Lily’s application was rejected on the grounds Abdelmeguid’s husband wasn’t in the UK at the time it was made, despite government guidelines which say that both of the applicant’s parents must be present unless there are “serious or compelling family or other considerations which would make it desirable not to refuse the application and suitable arrangements have been made in the UK for the applicant’s care”.
“I felt shocked when I got the email overturning the decision,” Abdelmeguid said. “I could not believe it. I think I am still in shock. I can’t believe that after all that time of waiting and hoping and fighting, she will actually be here with me.
But Abdelmeguid is angry that her family has been made to suffer by the Home Office. “I believe that this period of separation has affected Lily’s psychology in a bad way,” she said. “She was suddenly left without her dad and her mum. She felt abandoned and unwanted. She kept asking me every time I video-called her whether she could get on the plane and come to me. She would tell me, ‘you left me.’ It has been very hard on both of us. I was being constantly tortured.”
Believing her appeal would not be successful, Abdelmeguid had already planned to leave the UK and practice medicine in a different country.

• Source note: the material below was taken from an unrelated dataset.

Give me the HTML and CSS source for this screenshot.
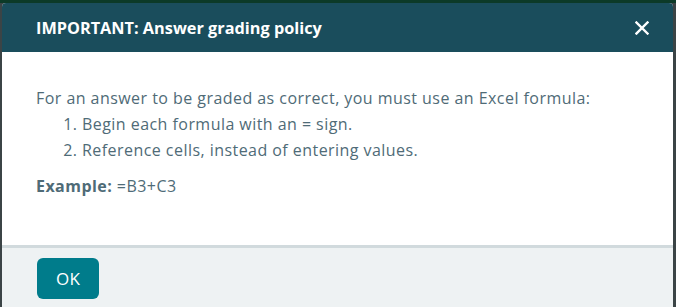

“The decision to overturn Lily’s refusal has changed my plans drastically,” she said. “I was offered a job in a GP training program which I had decided to decline if she was not going to be with me. My husband and I had started already planning to travel to another country to practice medicine, perhaps Ireland or Australia, as we did not feel safe in the UK for long-term plans.”
The official statistics on Tier 2 visas granted to health and social work staff show the NHS is increasingly reliant on people like Abdelmeguid, with numbers increasing from 2,921 in 2010 to 5,287 in 2016.
But it appears they may be facing increasing difficulty in bringing their dependent children to live with them here. The number of children, partners and dependants granted the right to live in Britain has dropped by 73% in a decade.
Now, Abdelmeguid said, she can commit to the NHS. “I can progress in my career now and join the GP training program,” she said. Lily will start reception this September. Lily’s father, Dr Ahmed Ibrahim will join his family in December after he finishes his training as an anaesthetist in Saudi Arabia.
“I can’t wait to get Lily here,” said Abdelmeguid. “Her nursery kindly kept her place that I booked for her in November 2017. That’s how long I have been waiting. That’s how long Lily and I have been suffering.”